WHAT IS REQUIRED: Make an exact copy of all the entries, but do not reproduce the pictures.

(Data listing)
## Begin
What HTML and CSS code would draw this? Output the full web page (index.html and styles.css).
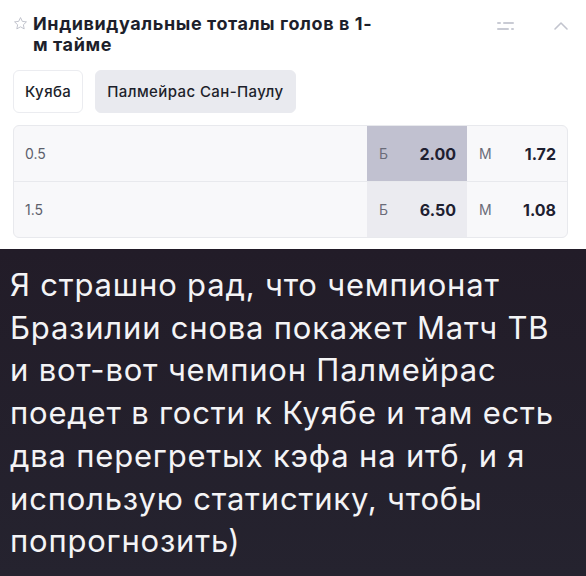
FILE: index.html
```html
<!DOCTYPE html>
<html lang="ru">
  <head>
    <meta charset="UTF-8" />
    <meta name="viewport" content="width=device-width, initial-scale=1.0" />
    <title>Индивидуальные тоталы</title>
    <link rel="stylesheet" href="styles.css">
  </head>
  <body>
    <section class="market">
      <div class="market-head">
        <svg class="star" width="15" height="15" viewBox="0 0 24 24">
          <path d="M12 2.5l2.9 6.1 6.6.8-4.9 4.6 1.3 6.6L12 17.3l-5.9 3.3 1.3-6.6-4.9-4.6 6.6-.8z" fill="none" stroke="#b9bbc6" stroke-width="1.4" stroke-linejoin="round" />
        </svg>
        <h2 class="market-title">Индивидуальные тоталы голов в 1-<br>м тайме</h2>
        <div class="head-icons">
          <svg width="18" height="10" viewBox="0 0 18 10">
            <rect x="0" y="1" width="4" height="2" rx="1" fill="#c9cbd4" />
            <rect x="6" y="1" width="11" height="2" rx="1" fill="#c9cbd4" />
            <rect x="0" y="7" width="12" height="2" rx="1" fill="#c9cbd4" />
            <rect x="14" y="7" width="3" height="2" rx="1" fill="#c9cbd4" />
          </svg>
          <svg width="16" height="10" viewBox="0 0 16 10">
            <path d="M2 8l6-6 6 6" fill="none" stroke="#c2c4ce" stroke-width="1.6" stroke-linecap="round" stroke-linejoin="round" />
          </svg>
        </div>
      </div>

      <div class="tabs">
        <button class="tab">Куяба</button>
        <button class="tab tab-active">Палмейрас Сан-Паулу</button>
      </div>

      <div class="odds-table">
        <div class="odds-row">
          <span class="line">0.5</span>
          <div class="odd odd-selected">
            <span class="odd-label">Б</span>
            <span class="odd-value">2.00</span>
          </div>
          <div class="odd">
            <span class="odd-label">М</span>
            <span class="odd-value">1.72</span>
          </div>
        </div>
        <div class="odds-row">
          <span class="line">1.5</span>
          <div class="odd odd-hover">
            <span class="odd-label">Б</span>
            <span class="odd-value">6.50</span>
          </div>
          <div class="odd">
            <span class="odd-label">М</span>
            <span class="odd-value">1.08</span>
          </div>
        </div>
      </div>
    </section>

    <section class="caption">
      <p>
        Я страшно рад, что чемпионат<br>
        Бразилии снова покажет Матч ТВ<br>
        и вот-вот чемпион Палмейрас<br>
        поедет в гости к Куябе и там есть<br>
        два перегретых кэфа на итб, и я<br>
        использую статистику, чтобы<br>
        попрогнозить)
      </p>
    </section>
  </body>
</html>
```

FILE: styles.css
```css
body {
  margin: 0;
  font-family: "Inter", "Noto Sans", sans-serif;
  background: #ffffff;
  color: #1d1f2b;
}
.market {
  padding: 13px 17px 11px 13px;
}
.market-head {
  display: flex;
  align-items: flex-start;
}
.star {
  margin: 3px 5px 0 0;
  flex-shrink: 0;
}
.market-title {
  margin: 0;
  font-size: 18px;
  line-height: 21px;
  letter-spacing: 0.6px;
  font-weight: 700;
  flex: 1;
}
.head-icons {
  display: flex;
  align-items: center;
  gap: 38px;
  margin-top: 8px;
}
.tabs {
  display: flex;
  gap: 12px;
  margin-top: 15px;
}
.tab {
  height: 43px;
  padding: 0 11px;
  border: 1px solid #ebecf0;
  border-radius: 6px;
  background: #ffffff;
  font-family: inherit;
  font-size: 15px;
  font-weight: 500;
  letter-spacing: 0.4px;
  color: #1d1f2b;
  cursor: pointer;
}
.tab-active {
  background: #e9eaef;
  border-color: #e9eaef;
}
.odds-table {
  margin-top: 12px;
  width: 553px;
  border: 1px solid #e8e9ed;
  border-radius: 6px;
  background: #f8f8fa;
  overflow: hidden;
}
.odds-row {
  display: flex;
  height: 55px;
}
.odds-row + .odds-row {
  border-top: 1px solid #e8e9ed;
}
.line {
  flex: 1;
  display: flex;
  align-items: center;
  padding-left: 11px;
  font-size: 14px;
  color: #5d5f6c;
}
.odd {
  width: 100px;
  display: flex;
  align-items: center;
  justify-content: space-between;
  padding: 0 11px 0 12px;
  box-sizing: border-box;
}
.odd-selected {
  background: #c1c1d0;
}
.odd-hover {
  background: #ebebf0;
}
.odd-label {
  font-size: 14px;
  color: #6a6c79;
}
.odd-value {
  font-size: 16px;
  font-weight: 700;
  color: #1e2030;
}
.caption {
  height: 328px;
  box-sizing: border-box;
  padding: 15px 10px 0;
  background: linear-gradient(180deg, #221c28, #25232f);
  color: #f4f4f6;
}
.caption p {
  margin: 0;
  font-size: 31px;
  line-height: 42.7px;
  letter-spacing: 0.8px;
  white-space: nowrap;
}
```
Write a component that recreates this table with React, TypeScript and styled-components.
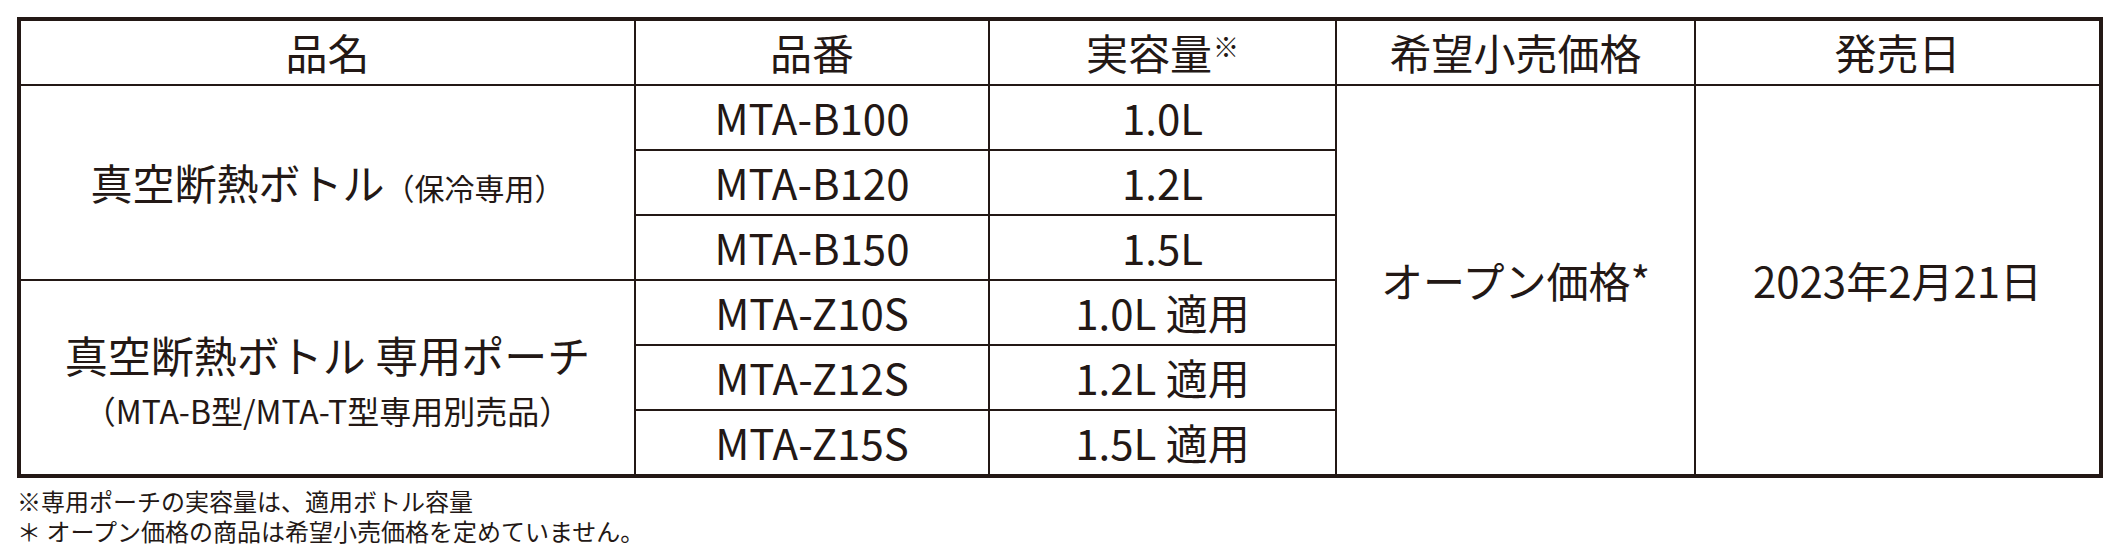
## End
EXERCISE RESPONSE:
What HTML and CSS code would draw this? Output the full web page (index.html and styles.css).
FILE: index.html
```html
<!DOCTYPE html>
<html lang="ru">
  <head>
    <meta charset="UTF-8" />
    <meta name="viewport" content="width=device-width, initial-scale=1.0" />
    <title>Индивидуальные тоталы</title>
    <link rel="stylesheet" href="styles.css">
  </head>
  <body>
    <section class="market">
      <div class="market-head">
        <svg class="star" width="15" height="15" viewBox="0 0 24 24">
          <path d="M12 2.5l2.9 6.1 6.6.8-4.9 4.6 1.3 6.6L12 17.3l-5.9 3.3 1.3-6.6-4.9-4.6 6.6-.8z" fill="none" stroke="#b9bbc6" stroke-width="1.4" stroke-linejoin="round" />
        </svg>
        <h2 class="market-title">Индивидуальные тоталы голов в 1-<br>м тайме</h2>
        <div class="head-icons">
          <svg width="18" height="10" viewBox="0 0 18 10">
            <rect x="0" y="1" width="4" height="2" rx="1" fill="#c9cbd4" />
            <rect x="6" y="1" width="11" height="2" rx="1" fill="#c9cbd4" />
            <rect x="0" y="7" width="12" height="2" rx="1" fill="#c9cbd4" />
            <rect x="14" y="7" width="3" height="2" rx="1" fill="#c9cbd4" />
          </svg>
          <svg width="16" height="10" viewBox="0 0 16 10">
            <path d="M2 8l6-6 6 6" fill="none" stroke="#c2c4ce" stroke-width="1.6" stroke-linecap="round" stroke-linejoin="round" />
          </svg>
        </div>
      </div>

      <div class="tabs">
        <button class="tab">Куяба</button>
        <button class="tab tab-active">Палмейрас Сан-Паулу</button>
      </div>

      <div class="odds-table">
        <div class="odds-row">
          <span class="line">0.5</span>
          <div class="odd odd-selected">
            <span class="odd-label">Б</span>
            <span class="odd-value">2.00</span>
          </div>
          <div class="odd">
            <span class="odd-label">М</span>
            <span class="odd-value">1.72</span>
          </div>
        </div>
        <div class="odds-row">
          <span class="line">1.5</span>
          <div class="odd odd-hover">
            <span class="odd-label">Б</span>
            <span class="odd-value">6.50</span>
          </div>
          <div class="odd">
            <span class="odd-label">М</span>
            <span class="odd-value">1.08</span>
          </div>
        </div>
      </div>
    </section>

    <section class="caption">
      <p>
        Я страшно рад, что чемпионат<br>
        Бразилии снова покажет Матч ТВ<br>
        и вот-вот чемпион Палмейрас<br>
        поедет в гости к Куябе и там есть<br>
        два перегретых кэфа на итб, и я<br>
        использую статистику, чтобы<br>
        попрогнозить)
      </p>
    </section>
  </body>
</html>
```

FILE: styles.css
```css
body {
  margin: 0;
  font-family: "Inter", "Noto Sans", sans-serif;
  background: #ffffff;
  color: #1d1f2b;
}
.market {
  padding: 13px 17px 11px 13px;
}
.market-head {
  display: flex;
  align-items: flex-start;
}
.star {
  margin: 3px 5px 0 0;
  flex-shrink: 0;
}
.market-title {
  margin: 0;
  font-size: 18px;
  line-height: 21px;
  letter-spacing: 0.6px;
  font-weight: 700;
  flex: 1;
}
.head-icons {
  display: flex;
  align-items: center;
  gap: 38px;
  margin-top: 8px;
}
.tabs {
  display: flex;
  gap: 12px;
  margin-top: 15px;
}
.tab {
  height: 43px;
  padding: 0 11px;
  border: 1px solid #ebecf0;
  border-radius: 6px;
  background: #ffffff;
  font-family: inherit;
  font-size: 15px;
  font-weight: 500;
  letter-spacing: 0.4px;
  color: #1d1f2b;
  cursor: pointer;
}
.tab-active {
  background: #e9eaef;
  border-color: #e9eaef;
}
.odds-table {
  margin-top: 12px;
  width: 553px;
  border: 1px solid #e8e9ed;
  border-radius: 6px;
  background: #f8f8fa;
  overflow: hidden;
}
.odds-row {
  display: flex;
  height: 55px;
}
.odds-row + .odds-row {
  border-top: 1px solid #e8e9ed;
}
.line {
  flex: 1;
  display: flex;
  align-items: center;
  padding-left: 11px;
  font-size: 14px;
  color: #5d5f6c;
}
.odd {
  width: 100px;
  display: flex;
  align-items: center;
  justify-content: space-between;
  padding: 0 11px 0 12px;
  box-sizing: border-box;
}
.odd-selected {
  background: #c1c1d0;
}
.odd-hover {
  background: #ebebf0;
}
.odd-label {
  font-size: 14px;
  color: #6a6c79;
}
.odd-value {
  font-size: 16px;
  font-weight: 700;
  color: #1e2030;
}
.caption {
  height: 328px;
  box-sizing: border-box;
  padding: 15px 10px 0;
  background: linear-gradient(180deg, #221c28, #25232f);
  color: #f4f4f6;
}
.caption p {
  margin: 0;
  font-size: 31px;
  line-height: 42.7px;
  letter-spacing: 0.8px;
  white-space: nowrap;
}
```
Write a component that recreates this table with React, TypeScript and styled-components.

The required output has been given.